Poet, singer, educator, and curator Yolanda Wisher is author of Monk Eats an Afro and co-editor of the anthology Peace is a Haiku Song with mentor Sonia Sanchez. Wisher was named inaugural poet laureate of Montgomery County, Pennsylvania in 1999 and third poet laureate of Philadelphia for 2016 and 2017. Her work has been featured in The New York Times, The Philadelphia Inquirer, and Poem-a-Day and has been commissioned by the Institute for Contemporary Art, HealthSpark, the Statue of Peace Plaza Committee, CBC Radio, and Philadelphia Jazz Project. A Pew and Cave Canem Fellow, Wisher received the Leeway Foundation’s Transformation Award in 2019 for her commitment to art for social change. She performs a blend of poetry and song with her band Yolanda Wisher & The Afroeaters. Doublehanded Suite, their debut album, will be out in 2022.
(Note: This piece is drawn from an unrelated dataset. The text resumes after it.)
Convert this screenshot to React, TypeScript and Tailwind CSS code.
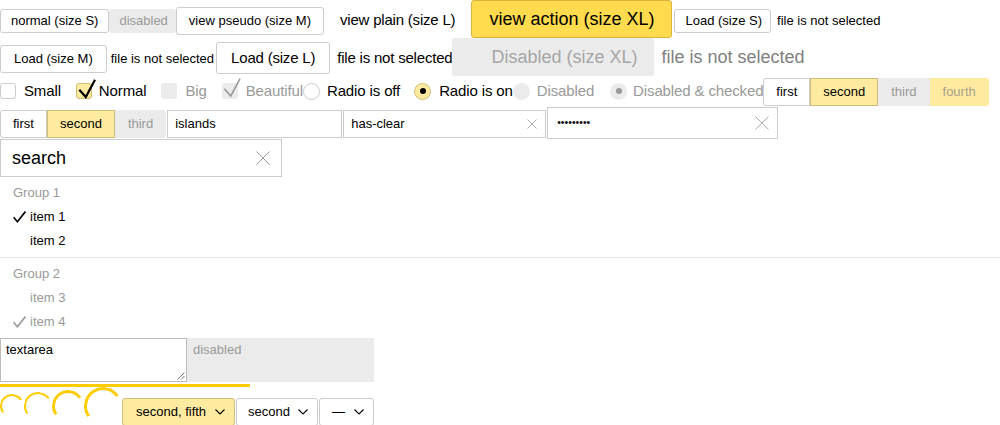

Mariano Zaro is the author of six poetry collections, including Padre Tierra (Olifante 2019, Zaragoza, Spain), a book-length poem inspired by the author’s own relationship with his father, a farmer, and the rugged landscape of his home in Northern Spain. Through recurring references to nature and vivid memories of the speaker’s father, the poem offers readers a glimpse into a private universe, imbuing everyday scenes with symbolic meaning. In a quiet, intimate voice reminiscent of Luis Cernuda’s poetry, this ambitious work considers the father’s life and legacy as a means of understanding the son’s own identity: his fears, his revelations, and his transformation from childhood to adulthood. Zaro earned a PhD in linguistics from the University of Granada (Spain) and a Master’s in literature from the University of Zaragoza (Spain). He is a professor of Spanish at Rio Hondo Community College in Whittier, California.
Maria Zoccola is a queer Southern writer with deep roots in the Mississippi Delta. She has writing degrees from Emory University and Falmouth University. Her work has previously appeared or is forthcoming in Ploughshares, 32 Poems, The Massachusetts Review, Salamander, and elsewhere.